[Front-end source files]
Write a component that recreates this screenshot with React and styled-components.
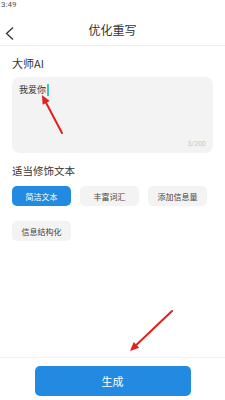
import React from "react";
import styled, { createGlobalStyle } from "styled-components";

const GlobalStyle = createGlobalStyle`
  html, body {
    margin: 0;
    padding: 0;
    background: #fff;
  }
  body {
    font-family: "Noto Sans CJK SC", "Noto Sans", sans-serif;
    color: #333;
  }
`;

const Page = styled.div`
  position: relative;
  width: 225px;
  height: 400px;
  display: flex;
  flex-direction: column;
  overflow: hidden;
  background: #fff;
`;

const StatusBar = styled.div`
  height: 14px;
  padding-left: 1px;
  font-family: "Roboto", "Liberation Sans", sans-serif;
  font-size: 8px;
  line-height: 10px;
  color: #555;
`;

const Header = styled.div`
  position: relative;
  height: 32px;
  display: flex;
  align-items: center;
  justify-content: center;
  border-bottom: 1px solid #f0f0f0;
  box-sizing: border-box;
`;

const BackButton = styled.div`
  position: absolute;
  left: 5px;
  top: 13px;
  width: 10px;
  height: 13px;
  display: flex;
`;

const Title = styled.div`
  font-size: 12px;
  color: #333;
  line-height: 1;
`;

const Content = styled.div`
  flex: 1;
  padding: 10px 12px 0 12px;
  display: flex;
  flex-direction: column;
`;

const Label = styled.div`
  font-size: ${(p) => p.size || 11}px;
  color: #333;
  line-height: 14px;
`;

const TextBox = styled.div`
  margin-top: 7px;
  height: 76px;
  background: #f3f3f3;
  border-radius: 8px;
  padding: 7px 7px 5px 7px;
  box-sizing: border-box;
  display: flex;
  flex-direction: column;
  justify-content: space-between;
`;

const InputText = styled.div`
  font-size: 9px;
  color: #333;
  line-height: 12px;
  display: flex;
  align-items: center;
`;

const Caret = styled.span`
  display: inline-block;
  width: 1.5px;
  height: 12px;
  margin-left: 1px;
  background: #3cc8c0;
`;

const Counter = styled.div`
  align-self: flex-end;
  font-size: 7px;
  color: #c8c8c8;
  font-family: "Roboto", "Liberation Sans", sans-serif;
`;

const Section = styled.div`
  margin-top: 11px;
`;

const Chips = styled.div`
  margin-top: 8px;
  display: grid;
  grid-template-columns: repeat(3, 59px);
  column-gap: 9px;
  row-gap: 15px;
`;

const Chip = styled.div`
  height: 20px;
  border-radius: 5px;
  display: flex;
  align-items: center;
  justify-content: center;
  font-size: 8px;
  background: ${(p) => (p.active ? "#228ae0" : "#f3f3f3")};
  color: ${(p) => (p.active ? "#fff" : "#444")};
`;

const Footer = styled.div`
  border-top: 1px solid #f2f2f2;
  height: 43px;
  box-sizing: border-box;
  display: flex;
  justify-content: center;
  padding-top: 8px;
`;

const PrimaryButton = styled.div`
  width: 156px;
  height: 30px;
  border-radius: 5px;
  background: #228ae0;
  color: #fff;
  font-size: 11px;
  display: flex;
  align-items: center;
  justify-content: center;
`;

const Overlay = styled.svg`
  position: absolute;
  left: 0;
  top: 0;
  pointer-events: none;
`;

const Arrow = ({ x1, y1, x2, y2 }) => {
  const dx = x2 - x1;
  const dy = y2 - y1;
  const len = Math.hypot(dx, dy);
  const ux = dx / len;
  const uy = dy / len;
  const head = 9;
  const w = 4;
  const bx = x2 - ux * head;
  const by = y2 - uy * head;
  const pts = `${x2},${y2} ${bx - uy * w},${by + ux * w} ${bx + uy * w},${by - ux * w}`;
  return (
    <g>
      <line x1={x1} y1={y1} x2={bx} y2={by} stroke="#e3201c" strokeWidth="2" strokeLinecap="round" />
      <polygon points={pts} fill="#e3201c" />
    </g>
  );
};

const chips = [
  { label: "简洁文本", active: true },
  { label: "丰富词汇" },
  { label: "添加信息量" },
  { label: "信息结构化" },
];

export default function App() {
  return (
    <>
      <GlobalStyle />
      <Page>
        <StatusBar>3:49</StatusBar>
        <Header>
          <BackButton>
            <svg width="10" height="13" viewBox="0 0 10 13">
              <polyline points="8,0.5 1.5,6.5 8,12.5" fill="none" stroke="#333" strokeWidth="1.3" />
            </svg>
          </BackButton>
          <Title>优化重写</Title>
        </Header>
        <Content>
          <Label>大师AI</Label>
          <TextBox>
            <InputText>
              我爱你
              <Caret />
            </InputText>
            <Counter>3/200</Counter>
          </TextBox>
          <Section>
            <Label size={10.5}>适当修饰文本</Label>
            <Chips>
              {chips.map((c) => (
                <Chip key={c.label} active={c.active}>
                  {c.label}
                </Chip>
              ))}
            </Chips>
          </Section>
        </Content>
        <Footer>
          <PrimaryButton>生成</PrimaryButton>
        </Footer>
        <Overlay width="225" height="400">
          <Arrow x1={62} y1={133} x2={42} y2={95} />
          <Arrow x1={172} y1={311} x2={130} y2={351} />
        </Overlay>
      </Page>
    </>
  );
}
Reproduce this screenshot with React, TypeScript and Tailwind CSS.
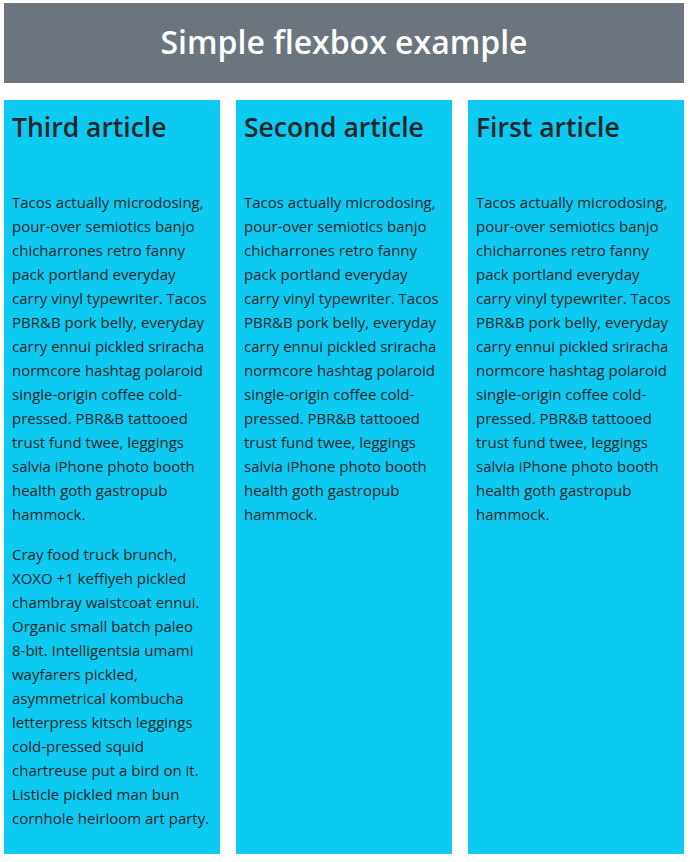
const p1 =
  'Tacos actually microdosing, pour-over semiotics banjo chicharrones retro fanny pack portland everyday carry vinyl typewriter. Tacos PBR&B pork belly, everyday carry ennui pickled sriracha normcore hashtag polaroid single-origin coffee cold-pressed. PBR&B tattooed trust fund twee, leggings salvia iPhone photo booth health goth gastropub hammock.'

const p2 = (
  <>
    Cray food truck brunch, XOXO +1 keffiyeh pickled chambray waistcoat ennui. Organic small batch paleo{' '}
    <span className="whitespace-nowrap">8-bit.</span> Intelligentsia umami wayfarers pickled, asymmetrical kombucha
    letterpress kitsch leggings cold-pressed squid chartreuse put a bird on it. Listicle pickled man bun cornhole
    heirloom art party.
  </>
)

const articles = [
  { title: 'Third article', paras: [p1, p2] },
  { title: 'Second article', paras: [p1] },
  { title: 'First article', paras: [p1] },
]

export default function App() {
  return (
    <div className="min-h-[862px] bg-white pl-[4px] pr-[6px] pt-[3px] font-['Open_Sans',sans-serif] text-[#212529]">
      <header className="flex h-[80px] items-center justify-center bg-[#6c757d] pb-[3px]">
        <h1 className="text-[32px] font-semibold text-white">Simple flexbox example</h1>
      </header>
      <section className="mt-[17px] flex gap-4">
        {articles.map((a) => (
          <article key={a.title} className="w-[216px] bg-[#0dcaf0] px-2 pt-2 pb-2">
            <h2 className="text-[26.5px] font-semibold leading-[38px]">{a.title}</h2>
            <div className="mt-[44px] flex flex-col gap-4">
              {a.paras.map((t, i) => (
                <p key={i} className="text-[15px] leading-6">
                  {t}
                </p>
              ))}
            </div>
            <div className="h-4" />
          </article>
        ))}
      </section>
    </div>
  )
}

Required work: Write out the material above once more, exactly as it reads, with no pictures.

Completed task:
Write a component that recreates this screenshot with React and styled-components.
import React from "react";
import styled, { createGlobalStyle } from "styled-components";

const GlobalStyle = createGlobalStyle`
  html, body {
    margin: 0;
    padding: 0;
    background: #fff;
  }
  body {
    font-family: "Noto Sans CJK SC", "Noto Sans", sans-serif;
    color: #333;
  }
`;

const Page = styled.div`
  position: relative;
  width: 225px;
  height: 400px;
  display: flex;
  flex-direction: column;
  overflow: hidden;
  background: #fff;
`;

const StatusBar = styled.div`
  height: 14px;
  padding-left: 1px;
  font-family: "Roboto", "Liberation Sans", sans-serif;
  font-size: 8px;
  line-height: 10px;
  color: #555;
`;

const Header = styled.div`
  position: relative;
  height: 32px;
  display: flex;
  align-items: center;
  justify-content: center;
  border-bottom: 1px solid #f0f0f0;
  box-sizing: border-box;
`;

const BackButton = styled.div`
  position: absolute;
  left: 5px;
  top: 13px;
  width: 10px;
  height: 13px;
  display: flex;
`;

const Title = styled.div`
  font-size: 12px;
  color: #333;
  line-height: 1;
`;

const Content = styled.div`
  flex: 1;
  padding: 10px 12px 0 12px;
  display: flex;
  flex-direction: column;
`;

const Label = styled.div`
  font-size: ${(p) => p.size || 11}px;
  color: #333;
  line-height: 14px;
`;

const TextBox = styled.div`
  margin-top: 7px;
  height: 76px;
  background: #f3f3f3;
  border-radius: 8px;
  padding: 7px 7px 5px 7px;
  box-sizing: border-box;
  display: flex;
  flex-direction: column;
  justify-content: space-between;
`;

const InputText = styled.div`
  font-size: 9px;
  color: #333;
  line-height: 12px;
  display: flex;
  align-items: center;
`;

const Caret = styled.span`
  display: inline-block;
  width: 1.5px;
  height: 12px;
  margin-left: 1px;
  background: #3cc8c0;
`;

const Counter = styled.div`
  align-self: flex-end;
  font-size: 7px;
  color: #c8c8c8;
  font-family: "Roboto", "Liberation Sans", sans-serif;
`;

const Section = styled.div`
  margin-top: 11px;
`;

const Chips = styled.div`
  margin-top: 8px;
  display: grid;
  grid-template-columns: repeat(3, 59px);
  column-gap: 9px;
  row-gap: 15px;
`;

const Chip = styled.div`
  height: 20px;
  border-radius: 5px;
  display: flex;
  align-items: center;
  justify-content: center;
  font-size: 8px;
  background: ${(p) => (p.active ? "#228ae0" : "#f3f3f3")};
  color: ${(p) => (p.active ? "#fff" : "#444")};
`;

const Footer = styled.div`
  border-top: 1px solid #f2f2f2;
  height: 43px;
  box-sizing: border-box;
  display: flex;
  justify-content: center;
  padding-top: 8px;
`;

const PrimaryButton = styled.div`
  width: 156px;
  height: 30px;
  border-radius: 5px;
  background: #228ae0;
  color: #fff;
  font-size: 11px;
  display: flex;
  align-items: center;
  justify-content: center;
`;

const Overlay = styled.svg`
  position: absolute;
  left: 0;
  top: 0;
  pointer-events: none;
`;

const Arrow = ({ x1, y1, x2, y2 }) => {
  const dx = x2 - x1;
  const dy = y2 - y1;
  const len = Math.hypot(dx, dy);
  const ux = dx / len;
  const uy = dy / len;
  const head = 9;
  const w = 4;
  const bx = x2 - ux * head;
  const by = y2 - uy * head;
  const pts = `${x2},${y2} ${bx - uy * w},${by + ux * w} ${bx + uy * w},${by - ux * w}`;
  return (
    <g>
      <line x1={x1} y1={y1} x2={bx} y2={by} stroke="#e3201c" strokeWidth="2" strokeLinecap="round" />
      <polygon points={pts} fill="#e3201c" />
    </g>
  );
};

const chips = [
  { label: "简洁文本", active: true },
  { label: "丰富词汇" },
  { label: "添加信息量" },
  { label: "信息结构化" },
];

export default function App() {
  return (
    <>
      <GlobalStyle />
      <Page>
        <StatusBar>3:49</StatusBar>
        <Header>
          <BackButton>
            <svg width="10" height="13" viewBox="0 0 10 13">
              <polyline points="8,0.5 1.5,6.5 8,12.5" fill="none" stroke="#333" strokeWidth="1.3" />
            </svg>
          </BackButton>
          <Title>优化重写</Title>
        </Header>
        <Content>
          <Label>大师AI</Label>
          <TextBox>
            <InputText>
              我爱你
              <Caret />
            </InputText>
            <Counter>3/200</Counter>
          </TextBox>
          <Section>
            <Label size={10.5}>适当修饰文本</Label>
            <Chips>
              {chips.map((c) => (
                <Chip key={c.label} active={c.active}>
                  {c.label}
                </Chip>
              ))}
            </Chips>
          </Section>
        </Content>
        <Footer>
          <PrimaryButton>生成</PrimaryButton>
        </Footer>
        <Overlay width="225" height="400">
          <Arrow x1={62} y1={133} x2={42} y2={95} />
          <Arrow x1={172} y1={311} x2={130} y2={351} />
        </Overlay>
      </Page>
    </>
  );
}
Reproduce this screenshot with React, TypeScript and Tailwind CSS.
const p1 =
  'Tacos actually microdosing, pour-over semiotics banjo chicharrones retro fanny pack portland everyday carry vinyl typewriter. Tacos PBR&B pork belly, everyday carry ennui pickled sriracha normcore hashtag polaroid single-origin coffee cold-pressed. PBR&B tattooed trust fund twee, leggings salvia iPhone photo booth health goth gastropub hammock.'

const p2 = (
  <>
    Cray food truck brunch, XOXO +1 keffiyeh pickled chambray waistcoat ennui. Organic small batch paleo{' '}
    <span className="whitespace-nowrap">8-bit.</span> Intelligentsia umami wayfarers pickled, asymmetrical kombucha
    letterpress kitsch leggings cold-pressed squid chartreuse put a bird on it. Listicle pickled man bun cornhole
    heirloom art party.
  </>
)

const articles = [
  { title: 'Third article', paras: [p1, p2] },
  { title: 'Second article', paras: [p1] },
  { title: 'First article', paras: [p1] },
]

export default function App() {
  return (
    <div className="min-h-[862px] bg-white pl-[4px] pr-[6px] pt-[3px] font-['Open_Sans',sans-serif] text-[#212529]">
      <header className="flex h-[80px] items-center justify-center bg-[#6c757d] pb-[3px]">
        <h1 className="text-[32px] font-semibold text-white">Simple flexbox example</h1>
      </header>
      <section className="mt-[17px] flex gap-4">
        {articles.map((a) => (
          <article key={a.title} className="w-[216px] bg-[#0dcaf0] px-2 pt-2 pb-2">
            <h2 className="text-[26.5px] font-semibold leading-[38px]">{a.title}</h2>
            <div className="mt-[44px] flex flex-col gap-4">
              {a.paras.map((t, i) => (
                <p key={i} className="text-[15px] leading-6">
                  {t}
                </p>
              ))}
            </div>
            <div className="h-4" />
          </article>
        ))}
      </section>
    </div>
  )
}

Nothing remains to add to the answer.